Number of America’s top retailers that are actively tracked by the database

*100,000: Average number of daily changes made to the CoStar database
*450,000: Number of researched shopping centers, main street retailers, stand-alone retailer ands retail-zoned land properties in CoStar’s growing retail database
*1.029 million: Number of retail tenant locations plotted with rooftop precision on CoStar maps and aerials
*2.5 billion: Individual pieces of demographic data in the system

So where are developers building the most innovative new commercial properties? Young says that Middle Eastern hot-spot Dubai — where more than 1,000 new buildings are under construction — is one market leader, by quantity, if not by quality. When Young took a Realcomm delegation to Dubai last fall, one fellow tour members summed up the massive development as follows: “It's like seeing Orlando, Las Vegas, New York, San Jose and Miami Beach all being built at the same time in the same place.”

Some startling facts: The world’s largest mixed-use tower is under construction in Dubai. When completed, Burj Dubai will include 160 stories — and the top floors will be reserved for apartments. Developers also plan to build an underwater hotel in Dubai, not to mention an 11 million sq. ft. mall. Guests will be able to watch dolphins and others sea life from their hotel room 80-feet below the water’s surface. The mall, when completed in 2009, will be the world’s largest enclosed retail space, twice as large as the biggest U.S. mall. Many of these new buildings will include 21st century building automation systems, and a monorail system will connect many to residential districts scattered across various islands and peninsulas.

Most of the new office buildings under construction in the U.S. today are using the same outdated technologies that were invented as much as 20 years ago, says Young. He finds it ironic that most Americans spend the bulk of their lives inside buildings — especially office buildings — yet their workspace has reluctantly embraced many new technologies.

Who hasn’t been forced to either hug a windowsill or leave a building entirely to get decent cell phone reception? In Shanghai’s 101-story World Financial Center, which is currently being built in China, that won’t be a problem. The entire building, not to mention the high-tech Pudong District surrounding it, will be fully wireless. Cell signals will be transmitted throughout the entire complex, even as far as six stories below ground in the tower’s many basements. Vertical access through the tower will also be more efficient. As many as 16 of the tower’s 31 elevators will be “super double-deck” cars that can carry more passengers through the building much faster.

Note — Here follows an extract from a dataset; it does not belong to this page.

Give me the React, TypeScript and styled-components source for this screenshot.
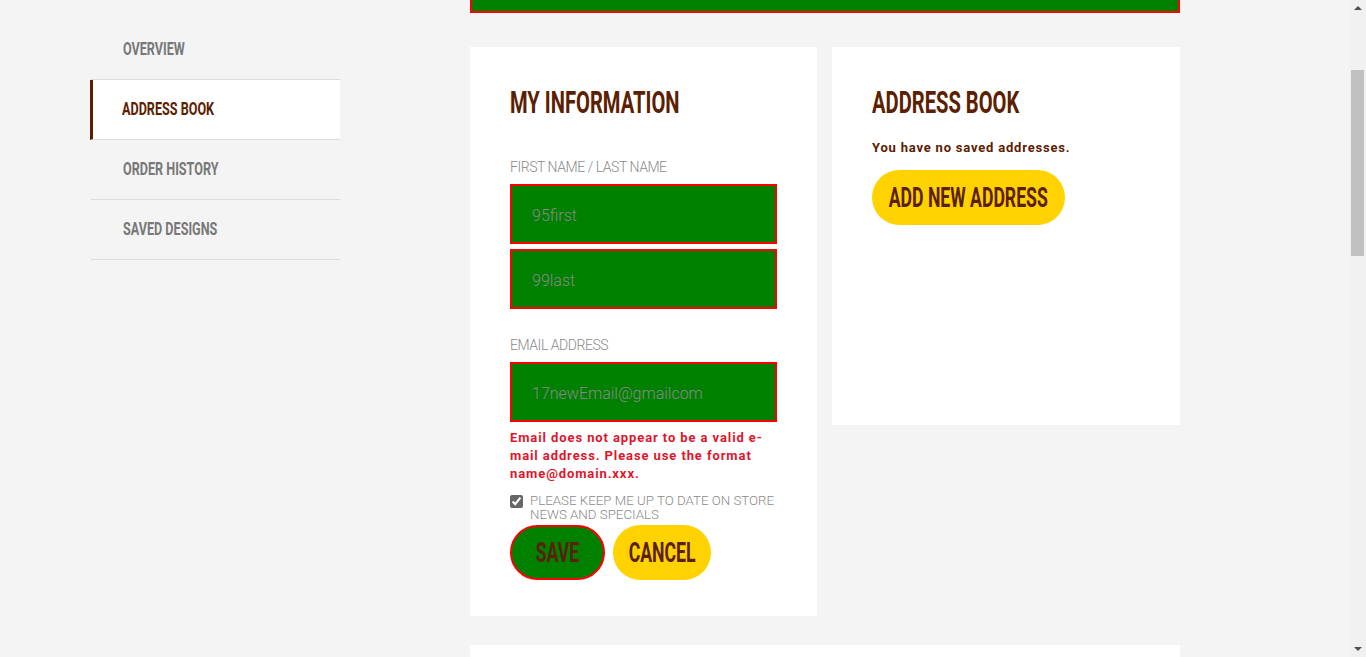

One small success: American innovation is playing a role in Shanghai’s World Financial Center. Connecticut-based United Technologies Corporation designed these elevator cars through its wholly-owned subsidiary Otis Elevator Co.

“Look around today, we were involved in the earliest part of most major innovations, from the auto to the airplane,” says Young. “The big question now is: Can we get it back? Can we shed our bureaucratic tendencies and strive for true innovation again?”